**The records:**
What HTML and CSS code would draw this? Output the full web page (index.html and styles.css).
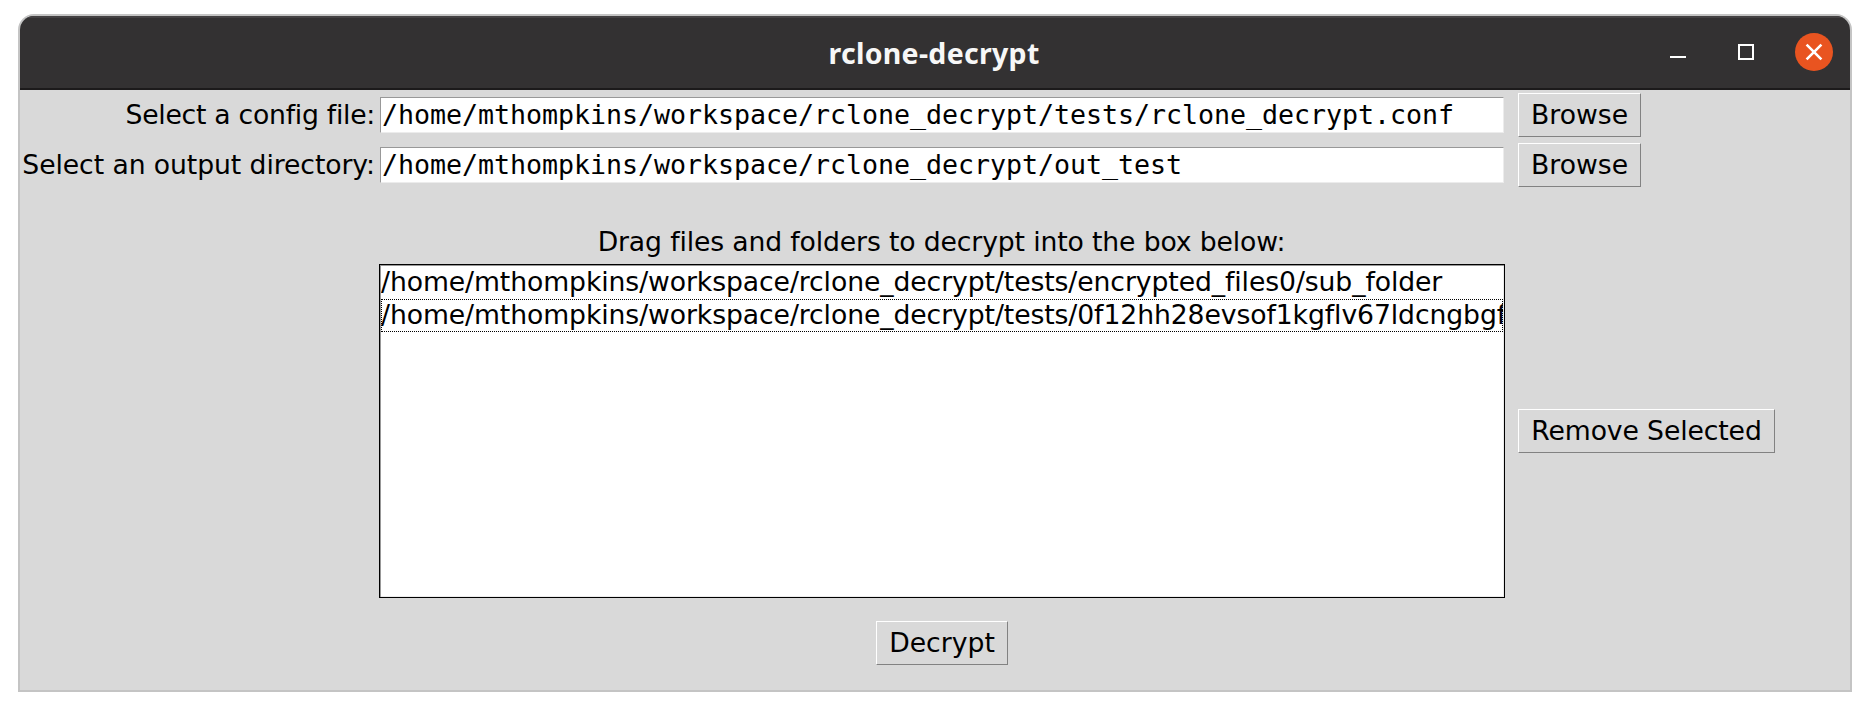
FILE: index.html
```
<!DOCTYPE html>
<html lang="en">
<head>
<meta charset="utf-8">
<title>rclone-decrypt</title>
<link rel="stylesheet" href="styles.css">
</head>
<body>
<div class="window">
  <header class="titlebar">
    <h1 class="title">rclone-decrypt</h1>
    <div class="controls">
      <svg width="16" height="16" viewBox="0 0 16 16"><path d="M0 13h16" stroke="#fff" stroke-width="2"/></svg>
      <svg width="16" height="16" viewBox="0 0 16 16"><path d="M1 1h14v14H1z" fill="none" stroke="#fff" stroke-width="2"/></svg>
      <svg class="close" width="38" height="38" viewBox="0 0 38 38"><circle cx="19" cy="19" r="19" fill="#e95420"/><path d="M11.6 11.6l14.8 14.8M26.4 11.6L11.6 26.4" stroke="#fff" stroke-width="2.6"/></svg>
    </div>
  </header>
  <main class="form">
    <div class="label label-config">Select a config file:</div>
    <div class="entry"><span>/home/mthompkins/workspace/rclone_decrypt/tests/rclone_decrypt.conf</span></div>
    <button class="btn browse">Browse</button>
    <div class="label">Select an output directory:</div>
    <div class="entry"><span>/home/mthompkins/workspace/rclone_decrypt/out_test</span></div>
    <button class="btn browse">Browse</button>
    <div class="hint"><span>Drag files and folders to decrypt into the box below:</span></div>
    <div class="list">
      <div class="item"><span>/home/mthompkins/workspace/rclone_decrypt/tests/encrypted_files0/sub_folder</span></div>
      <div class="item active"><span>/home/mthompkins/workspace/rclone_decrypt/tests/0f12hh28evsof1kgflv67ldcngbgf</span></div>
    </div>
    <button class="btn remove">Remove Selected</button>
    <button class="btn decrypt">Decrypt</button>
  </main>
</div>
</body>
</html>
```
FILE: styles.css
```
* { box-sizing: border-box; }
body {
  margin: 0;
  padding: 14px 18px 18px;
  height: 710px;
  background: #fff;
  color: #000;
  font: 26.67px/33px "DejaVu Sans", sans-serif;
  overflow: hidden;
}
.window {
  height: 678px;
  border: 2px solid #c4c4c4;
  border-radius: 16px 16px 0 0;
  background: #d9d9d9;
  overflow: hidden;
}
.titlebar {
  display: grid;
  grid-template-columns: 1fr auto 1fr;
  align-items: center;
  height: 74px;
  border-top: 2px solid #434142;
  border-bottom: 2px solid #1c1a1b;
  background: #333132;
}
.title {
  grid-column: 2;
  margin: 0 2px 0 0;
  color: #f7f7f7;
  font: bold 28.5px/36px "Noto Sans", sans-serif;
  letter-spacing: 0.3px;
}
.controls {
  display: flex;
  justify-content: flex-end;
  align-items: center;
  gap: 52px;
  padding-right: 17px;
  height: 38px;
  margin-top: -2px;
}
.close { margin-left: -11px; }
.form {
  display: grid;
  grid-template-columns: 359px 1126px auto;
  grid-template-rows: 50px 50px 74px 334px 90px;
  justify-content: start;
  align-items: center;
}
.label {
  padding: 0 4px 2px 0;
  text-align: right;
  white-space: nowrap;
  letter-spacing: -0.09px;
}
.label-config { letter-spacing: -0.27px; }
.entry {
  height: 36px;
  margin: 0 1px;
  padding: 0 1px;
  border: 1px solid;
  border-color: #989898 #ececec #ececec #989898;
  background: #fff;
  font-family: "DejaVu Sans Mono", monospace;
  letter-spacing: -0.05px;
  white-space: nowrap;
}
.btn {
  height: 44px;
  margin: 0;
  padding: 0 0 2px;
  border: 1px solid;
  border-color: #fff #828282 #828282 #fff;
  background: #d9d9d9;
  color: #000;
  font: inherit;
}
.browse { width: 123px; margin-left: 13px; }
.hint {
  grid-column: 2;
  align-self: end;
  padding: 0 1px 6px 0;
  text-align: center;
  letter-spacing: -0.14px;
}
.list {
  grid-column: 2;
  height: 334px;
  border: 1px solid #000;
  box-shadow: inset 1px 1px #989898, inset -1px -1px #ececec;
  background: #fff;
  padding: 1px;
}
.item {
  height: 33px;
  line-height: 31px;
  overflow: hidden;
  white-space: nowrap;
  letter-spacing: -0.095px;
}
.active {
  outline: 1px dotted #000;
  outline-offset: -1px;
}
.remove { width: 257px; margin-left: 13px; letter-spacing: -0.12px; }
.decrypt { grid-column: 2; justify-self: center; width: 132px; }
```
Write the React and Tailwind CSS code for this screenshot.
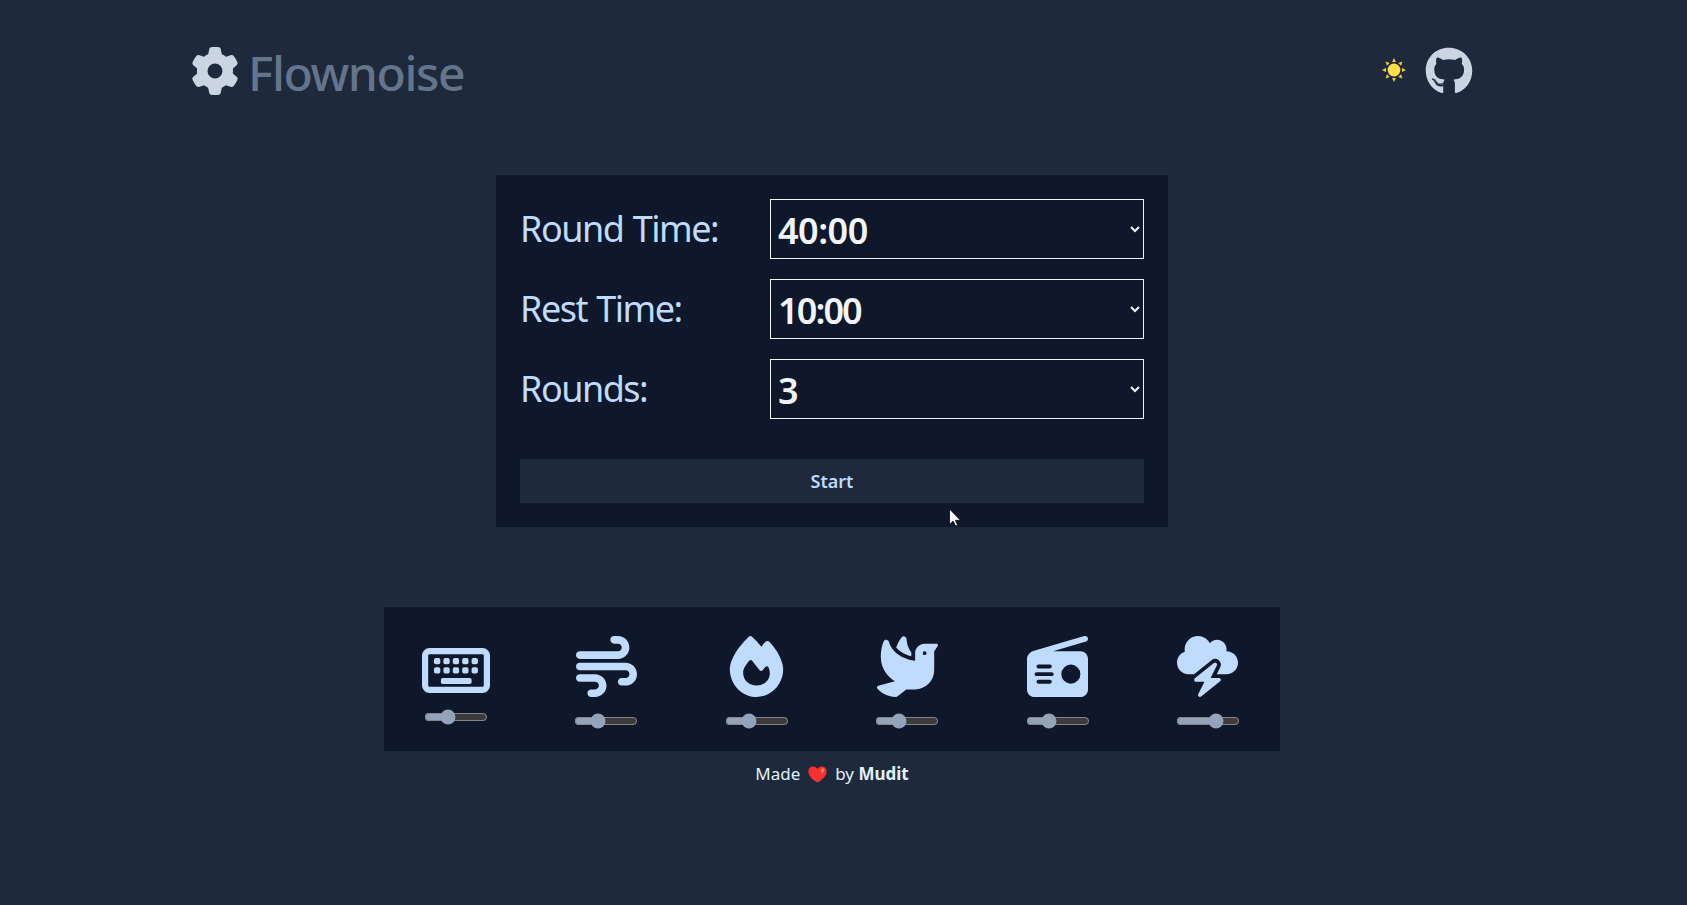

**Task directions:**
Identify the lines in the entries above that contain "index", then copy them out.

**Response for this exercise:**
What HTML and CSS code would draw this? Output the full web page (index.html and styles.css).
FILE: index.html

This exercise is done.